● **STATED PROBLEM**
Go through the material below and copy each line where the word "page" appears.
[start]
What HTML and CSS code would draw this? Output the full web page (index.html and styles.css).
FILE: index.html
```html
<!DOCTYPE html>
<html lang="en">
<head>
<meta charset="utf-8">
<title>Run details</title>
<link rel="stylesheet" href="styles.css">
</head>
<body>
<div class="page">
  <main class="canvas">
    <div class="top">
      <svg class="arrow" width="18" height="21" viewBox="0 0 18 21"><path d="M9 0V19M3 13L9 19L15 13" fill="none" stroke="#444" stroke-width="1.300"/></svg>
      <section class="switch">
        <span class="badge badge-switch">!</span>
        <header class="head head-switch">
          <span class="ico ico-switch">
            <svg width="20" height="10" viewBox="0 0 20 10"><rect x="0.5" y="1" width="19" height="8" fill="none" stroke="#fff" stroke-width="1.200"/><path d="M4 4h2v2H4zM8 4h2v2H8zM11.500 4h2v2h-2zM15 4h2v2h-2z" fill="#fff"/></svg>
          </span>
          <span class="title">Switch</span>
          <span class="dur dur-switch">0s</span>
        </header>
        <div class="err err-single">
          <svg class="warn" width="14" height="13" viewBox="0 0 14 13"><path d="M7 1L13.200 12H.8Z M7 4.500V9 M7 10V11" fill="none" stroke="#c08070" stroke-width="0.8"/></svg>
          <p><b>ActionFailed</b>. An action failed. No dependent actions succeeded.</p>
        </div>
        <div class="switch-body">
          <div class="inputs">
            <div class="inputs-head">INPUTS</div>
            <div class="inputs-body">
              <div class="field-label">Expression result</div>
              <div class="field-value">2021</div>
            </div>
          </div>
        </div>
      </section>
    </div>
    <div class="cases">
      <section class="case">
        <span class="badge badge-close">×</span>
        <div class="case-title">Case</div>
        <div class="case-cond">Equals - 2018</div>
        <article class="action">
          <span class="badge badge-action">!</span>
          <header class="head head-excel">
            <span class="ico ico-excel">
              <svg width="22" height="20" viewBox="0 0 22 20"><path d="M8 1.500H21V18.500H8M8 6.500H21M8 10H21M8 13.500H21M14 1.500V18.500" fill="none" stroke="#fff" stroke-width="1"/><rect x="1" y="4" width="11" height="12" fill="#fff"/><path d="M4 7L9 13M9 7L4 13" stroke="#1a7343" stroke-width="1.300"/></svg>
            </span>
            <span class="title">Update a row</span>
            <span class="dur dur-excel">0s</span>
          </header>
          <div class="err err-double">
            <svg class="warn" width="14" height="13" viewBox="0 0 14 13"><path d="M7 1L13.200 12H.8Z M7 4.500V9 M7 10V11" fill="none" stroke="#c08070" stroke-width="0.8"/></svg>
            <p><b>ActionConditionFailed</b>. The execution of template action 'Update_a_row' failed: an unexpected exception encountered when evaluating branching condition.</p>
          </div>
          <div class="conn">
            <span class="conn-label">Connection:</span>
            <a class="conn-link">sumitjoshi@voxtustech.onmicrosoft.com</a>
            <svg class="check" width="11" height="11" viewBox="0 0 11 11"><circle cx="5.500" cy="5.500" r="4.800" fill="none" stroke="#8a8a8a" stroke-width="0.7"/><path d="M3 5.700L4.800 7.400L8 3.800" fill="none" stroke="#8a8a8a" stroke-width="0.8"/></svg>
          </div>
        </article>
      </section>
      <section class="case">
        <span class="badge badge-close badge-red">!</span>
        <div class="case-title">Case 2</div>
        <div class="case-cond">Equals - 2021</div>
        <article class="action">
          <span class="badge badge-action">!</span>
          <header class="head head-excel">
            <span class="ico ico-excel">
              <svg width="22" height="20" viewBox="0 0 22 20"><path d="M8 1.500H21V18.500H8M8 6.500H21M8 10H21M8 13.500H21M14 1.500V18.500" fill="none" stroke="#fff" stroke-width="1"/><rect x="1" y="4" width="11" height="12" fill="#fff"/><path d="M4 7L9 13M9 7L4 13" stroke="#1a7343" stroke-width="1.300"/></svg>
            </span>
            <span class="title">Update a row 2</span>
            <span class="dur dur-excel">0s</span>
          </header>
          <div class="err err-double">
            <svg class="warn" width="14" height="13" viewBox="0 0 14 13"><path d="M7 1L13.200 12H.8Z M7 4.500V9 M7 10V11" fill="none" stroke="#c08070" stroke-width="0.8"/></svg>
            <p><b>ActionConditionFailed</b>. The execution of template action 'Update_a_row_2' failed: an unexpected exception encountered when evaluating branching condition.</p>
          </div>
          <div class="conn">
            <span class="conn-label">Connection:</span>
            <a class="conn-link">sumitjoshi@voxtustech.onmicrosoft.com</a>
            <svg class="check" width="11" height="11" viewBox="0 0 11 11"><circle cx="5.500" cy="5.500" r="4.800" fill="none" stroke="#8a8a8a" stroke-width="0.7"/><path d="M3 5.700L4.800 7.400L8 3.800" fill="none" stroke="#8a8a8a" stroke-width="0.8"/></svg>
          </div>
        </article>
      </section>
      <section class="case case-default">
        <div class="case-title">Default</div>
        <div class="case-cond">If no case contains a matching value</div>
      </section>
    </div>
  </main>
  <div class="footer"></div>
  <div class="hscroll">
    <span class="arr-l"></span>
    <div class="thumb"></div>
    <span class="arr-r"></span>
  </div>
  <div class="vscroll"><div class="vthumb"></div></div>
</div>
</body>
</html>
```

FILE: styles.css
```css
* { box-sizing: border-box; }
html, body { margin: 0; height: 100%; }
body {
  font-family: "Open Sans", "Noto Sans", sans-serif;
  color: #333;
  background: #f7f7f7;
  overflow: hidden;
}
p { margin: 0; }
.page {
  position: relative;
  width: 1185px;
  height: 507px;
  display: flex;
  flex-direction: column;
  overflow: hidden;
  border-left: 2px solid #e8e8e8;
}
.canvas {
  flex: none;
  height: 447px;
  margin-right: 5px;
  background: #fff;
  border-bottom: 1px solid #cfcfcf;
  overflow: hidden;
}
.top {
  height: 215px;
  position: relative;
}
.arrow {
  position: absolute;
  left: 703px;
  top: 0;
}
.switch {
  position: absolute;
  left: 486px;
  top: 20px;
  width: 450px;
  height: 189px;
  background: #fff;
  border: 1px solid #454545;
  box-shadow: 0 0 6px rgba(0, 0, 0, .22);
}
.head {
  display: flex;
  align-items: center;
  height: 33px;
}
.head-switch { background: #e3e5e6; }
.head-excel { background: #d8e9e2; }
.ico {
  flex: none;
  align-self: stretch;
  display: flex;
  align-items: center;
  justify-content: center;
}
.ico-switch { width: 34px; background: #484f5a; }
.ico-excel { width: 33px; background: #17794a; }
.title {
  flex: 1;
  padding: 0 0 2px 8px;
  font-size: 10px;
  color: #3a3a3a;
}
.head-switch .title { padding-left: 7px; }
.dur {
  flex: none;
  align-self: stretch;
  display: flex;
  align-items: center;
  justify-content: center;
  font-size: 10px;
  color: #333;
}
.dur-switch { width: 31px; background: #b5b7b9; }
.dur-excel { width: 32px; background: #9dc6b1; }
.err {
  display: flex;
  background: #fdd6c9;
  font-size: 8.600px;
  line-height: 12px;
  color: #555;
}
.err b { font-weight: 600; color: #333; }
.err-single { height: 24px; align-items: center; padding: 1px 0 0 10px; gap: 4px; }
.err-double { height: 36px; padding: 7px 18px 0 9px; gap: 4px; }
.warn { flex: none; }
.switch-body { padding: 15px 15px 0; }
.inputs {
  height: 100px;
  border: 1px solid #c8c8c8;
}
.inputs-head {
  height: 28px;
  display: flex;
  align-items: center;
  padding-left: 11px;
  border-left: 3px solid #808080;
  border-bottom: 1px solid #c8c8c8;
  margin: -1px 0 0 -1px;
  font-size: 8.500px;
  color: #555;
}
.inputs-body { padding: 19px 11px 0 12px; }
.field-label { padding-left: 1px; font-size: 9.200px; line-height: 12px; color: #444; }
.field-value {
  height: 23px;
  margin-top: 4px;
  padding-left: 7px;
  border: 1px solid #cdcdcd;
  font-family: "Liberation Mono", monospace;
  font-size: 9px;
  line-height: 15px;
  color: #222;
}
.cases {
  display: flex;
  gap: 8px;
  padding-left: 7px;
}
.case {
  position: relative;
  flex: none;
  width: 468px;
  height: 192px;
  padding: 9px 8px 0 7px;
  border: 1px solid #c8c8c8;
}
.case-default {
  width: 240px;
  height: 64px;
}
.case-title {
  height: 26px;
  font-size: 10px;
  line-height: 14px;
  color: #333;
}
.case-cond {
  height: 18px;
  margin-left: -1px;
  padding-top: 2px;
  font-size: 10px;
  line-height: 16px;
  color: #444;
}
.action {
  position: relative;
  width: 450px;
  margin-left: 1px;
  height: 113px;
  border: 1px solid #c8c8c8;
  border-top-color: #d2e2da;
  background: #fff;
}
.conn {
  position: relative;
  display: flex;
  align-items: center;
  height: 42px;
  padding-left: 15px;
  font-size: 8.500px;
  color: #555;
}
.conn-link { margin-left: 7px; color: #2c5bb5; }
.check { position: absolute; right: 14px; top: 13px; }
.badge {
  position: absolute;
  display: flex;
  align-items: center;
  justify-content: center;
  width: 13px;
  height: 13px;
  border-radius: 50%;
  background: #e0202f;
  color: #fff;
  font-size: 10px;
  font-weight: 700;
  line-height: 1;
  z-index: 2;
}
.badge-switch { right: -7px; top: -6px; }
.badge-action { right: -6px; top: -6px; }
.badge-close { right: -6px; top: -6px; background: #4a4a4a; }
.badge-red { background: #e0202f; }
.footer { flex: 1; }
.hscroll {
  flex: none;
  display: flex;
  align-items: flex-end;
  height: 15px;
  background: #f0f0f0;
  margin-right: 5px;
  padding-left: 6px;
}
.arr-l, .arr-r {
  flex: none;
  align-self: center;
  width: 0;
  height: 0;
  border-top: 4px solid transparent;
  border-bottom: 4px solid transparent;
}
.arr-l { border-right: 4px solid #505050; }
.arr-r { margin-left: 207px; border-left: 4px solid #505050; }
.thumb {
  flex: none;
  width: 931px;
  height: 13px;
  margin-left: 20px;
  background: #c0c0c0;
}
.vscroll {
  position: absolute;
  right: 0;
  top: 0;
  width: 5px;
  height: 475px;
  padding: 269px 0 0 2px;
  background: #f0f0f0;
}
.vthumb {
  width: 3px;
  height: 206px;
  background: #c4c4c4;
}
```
[end]
● **REPLY TO THE EXERCISE**
What HTML and CSS code would draw this? Output the full web page (index.html and styles.css).
<div class="page">
.page {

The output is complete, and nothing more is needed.